One must ask, what is actually being targeted? It must be clear that in Serbia, as in the bombing of Iraq that still continues, there is no real distinction between military and civilian targets. The ultimate aim is the destruction of the industrial infrastructure of the region — its electrical systems, oil refineries, factories and the like.

The victims are primarily ordinary Serbians whose means of daily life are being systematically destroyed, while Milosevic’s army, particularly those attack troops used to expel Kosovars, were least affected. Nor did such attacks generate popular resistance to Milosevic and his policies, but rather promoted national unity in victimization and the silencing of opposition.

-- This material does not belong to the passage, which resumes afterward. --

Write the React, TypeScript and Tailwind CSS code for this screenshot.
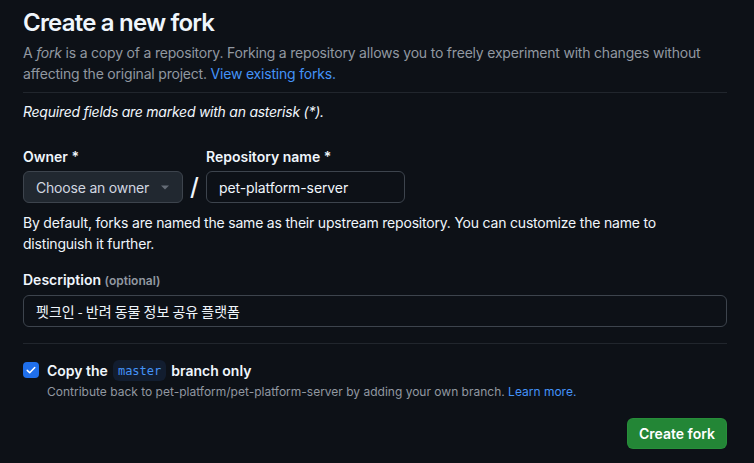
import React from "react";

export default function App() {
  return (
    <div
      className="min-h-[463px] w-full bg-[#0d1117] text-[#e6edf3]"
      style={{ fontFamily: 'Inter, "Noto Sans", "Noto Sans CJK KR", sans-serif' }}
    >
      <div className="w-[704px] ml-[23px] pt-[5px]">
        <h1 className="text-[24px] leading-[36px] font-semibold text-[#f0f6fc] tracking-[-0.8px]">
          Create a new fork
        </h1>
        <p className="text-[14px] leading-[21px] text-[#9198a1] mt-[1px] tracking-[-0.2px]">
          A <em>fork</em> is a copy of a repository. Forking a repository allows you to freely experiment with changes without
          affecting the original project.{" "}
          <a className="text-[#4493f8]">View existing forks.</a>
        </p>
        <div className="mt-[8px] h-px bg-[#21262d]" />
        <p className="mt-[8px] text-[14px] leading-[21px] italic text-[#f0f6fc] tracking-[-0.25px]">
          Required fields are marked with an asterisk (*).
        </p>

        <div className="mt-[25px] flex">
          <div className="flex flex-col">
            <label className="text-[14px] leading-[20px] font-semibold text-[#f0f6fc]">Owner *</label>
            <div className="mt-[4px] h-[32px] w-[160px] rounded-[6px] border border-[#3d444d] bg-[#212830] flex items-center pl-[12px] pr-[12px] justify-between">
              <span className="text-[14px] text-[#d1d7e0] tracking-[-0.2px]">Choose an owner</span>
              <svg width="8" height="5" viewBox="0 0 8 5" className="mr-[1px]">
                <path d="M0 0.5 L8 0.5 L4 4.5 Z" fill="#656c76" />
              </svg>
            </div>
          </div>
          <div className="w-[23px] flex items-end justify-center">
            <span className="text-[24px] leading-[32px] font-medium text-[#f0f6fc]">/</span>
          </div>
          <div className="flex flex-col">
            <label className="text-[14px] leading-[20px] font-semibold text-[#f0f6fc]">Repository name *</label>
            <div className="mt-[4px] h-[32px] w-[199px] rounded-[6px] border border-[#3d444d] bg-[#0d1117] flex items-center pl-[12px]">
              <span className="text-[14px] text-[#f0f6fc] tracking-[-0.1px]">pet-platform-server</span>
            </div>
          </div>
        </div>

        <p className="mt-[9px] text-[14px] leading-[21px] text-[#f0f6fc] tracking-[-0.2px]">
          By default, forks are named the same as their upstream repository. You can customize the name to
          distinguish it further.
        </p>

        <label className="block mt-[16px] text-[14px] leading-[20px] font-semibold text-[#f0f6fc]">
          Description <span className="text-[12px] text-[#9198a1] font-semibold">(optional)</span>
        </label>
        <div className="mt-[4px] h-[32px] w-full rounded-[6px] border border-[#3d444d] bg-[#0d1117] flex items-center pl-[12px]">
          <span className="text-[14px] text-[#f0f6fc]" style={{ fontFamily: '"Noto Sans CJK KR", Inter, sans-serif' }}>
            펫크인 - 반려 동물 정보 공유 플랫폼
          </span>
        </div>

        <div className="mt-[16px] h-px bg-[#21262d]" />

        <div className="mt-[16px] flex items-start">
          <div className="mt-[2px] h-[16px] w-[16px] rounded-[4px] bg-[#1f6feb] flex items-center justify-center shrink-0">
            <svg width="12" height="12" viewBox="0 0 16 16">
              <path
                d="M3 8.5 L6.3 11.6 L13 4.6"
                fill="none"
                stroke="#ffffff"
                strokeWidth="2"
                strokeLinecap="round"
                strokeLinejoin="round"
              />
            </svg>
          </div>
          <div className="ml-[8px] flex flex-col">
            <div className="flex items-center text-[14px] leading-[20px] font-semibold text-[#f0f6fc]">
              <span>Copy the</span>
              <span
                className="mx-[5px] px-[5px] h-[21px] flex items-center rounded-[6px] bg-[#121d2f] text-[#4493f8] text-[12px] font-normal"
                style={{ fontFamily: '"DejaVu Sans Mono", "Liberation Mono", monospace' }}
              >
                master
              </span>
              <span>branch only</span>
            </div>
            <p className="mt-[2px] text-[12px] leading-[18px] text-[#9198a1]">
              Contribute back to pet-platform/pet-platform-server by adding your own branch.{" "}
              <a className="text-[#4493f8]">Learn more.</a>
            </p>
          </div>
        </div>

        <div className="mt-[17px] flex justify-end">
          <button className="h-[31px] w-[100px] rounded-[6px] bg-[#238636] border border-[#2e9a40]/40 text-[14px] font-semibold text-white">
            Create fork
          </button>
        </div>
      </div>
    </div>
  );
}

Most underreported in the American press (although widely reported in the Latin American and European press) is the ecological disaster the bombing is causing. The use of “degraded” uranium bombs, for example, generates a carcinogenic cloud of oxide of uranium carried by winds for miles. The fallout attacks the lungs, kidneys and tissues. Graphite bombs widely used in cities to destroy electrical systems disperse thousands of microscopic carbon fibers that attack the human body.

The destruction of oil refineries and factories has poured thousands of tons of oil and highly toxic waste into the rivers, which flow into neighboring countries, such as Romania and Bulgaria. As in Iraq, the bombing has largely destroyed the ability of Serbia to produce clean drinking water, with the threat of major outbreaks of disease. Clearly these disasters, already documented by European agencies, are only the tip of the iceberg. The full accounting of the damage to human life and the environment has only begun.

Given the extreme disproportionality of the destructive force used in Yugoslavia, one must ask: What were the real goals? Was this war really about the rights of Kosovar Albanians or was their plight a pretext for a campaign to establish NATO (and the United States) as the military policeman of Europe, as well as to open Southern Europe to a multinational takeover in the name of “reconstruction”? Hard questions need to be asked both about the conduct of this war and the model it provides for American-led wars of “humanitarian intervention” in the future.

Rosemary Radford Ruether is a professor of theology at Garrett-Evangelical Theological Seminary, Evanston, Ill.